また、上述した本実施例では、受信ユニット100を車載システム1に用いる場合について説明したが、本発明はこれに限定するものではなく、家庭内ネットワーク(例えば、ECHONET:Energy Conservation Homecare Network)等に用いることも可能であり、その場合は上述した通信部113に電力線モデムを用いることで対応することができる。

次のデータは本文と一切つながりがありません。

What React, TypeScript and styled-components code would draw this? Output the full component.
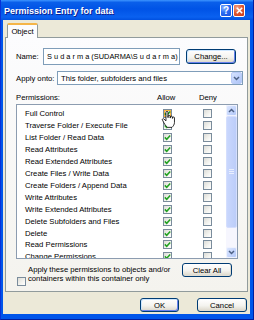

さらに、その他、本発明の実施の際の具体的な構造および手順は、本発明の目的を達成できる範囲で他の構造などに適宜変更できる。
1 車載システム
2 通信線
10 機器
100 受信ユニット
110 受信機
111 アンテナ
112a 通信情報取込手段(制御部)
112b 動作開始検出手段(制御部)
112c 動作終了検出手段(制御部)
114 ノイズ除去手段(フィルタ部)
117 信号処理手段(デコーダ部)
120 出力手段(出力部)
2 通信線
10 機器
100 受信ユニット
110 受信機
111 アンテナ
112a 通信情報取込手段(制御部)
112b 動作開始検出手段(制御部)
112c 動作終了検出手段(制御部)
114 ノイズ除去手段(フィルタ部)
117 信号処理手段(デコーダ部)
120 出力手段(出力部)
Claims (4)
- 伝送信号を受信するアンテナと、該アンテナにて受信した伝送信号を信号処理して出力信号を生成する信号処理手段と、を有する受信機において、
通信線に接続されるとともに、前記通信線に接続された複数の機器が互いに送受信する通信情報を取り込む通信情報取込手段と、
前記通信情報取込手段が取り込んだ通信情報に基づいてノイズを発生する前記機器の動作開始を検出する動作開始検出手段と、
前記動作開始検出手段が動作開始を検出した機器の動作に応じたノイズを前記伝送信号から除去するノイズ除去手段と、
を有するとともに、
前記信号処理手段が、前記ノイズ除去手段にてノイズを除去した伝送信号を信号処理するようにしたことを特徴とする受信機。 - 前記通信情報取込手段が取り込んだ通信情報に基づいてノイズを発生する前記機器の動作終了を検出する動作終了検出手段を有するとともに、
前記ノイズ除去手段は、前記動作終了検出手段にて動作終了を検出した機器に対応するノイズの除去を停止するようにしたことを特徴とする請求項1に記載の受信機。 - 周囲に設けられた機器の動作に応じて発生するノイズを、アンテナで受信した伝送信号から除去するノイズ除去方法であって、
複数の機器が通信可能に接続された通信線から前記複数の機器が互いに送受信する通信情報を取り込み、該通信情報に基づいて前記機器の動作開始を検出したときに、前記機器の動作に応じてノイズを前記伝送信号から除去することを特徴とするノイズ除去方法。 - 請求項1又は2に記載の受信機と、前記受信機が生成した出力信号を出力する出力手段と、を有することを特徴とする受信ユニット。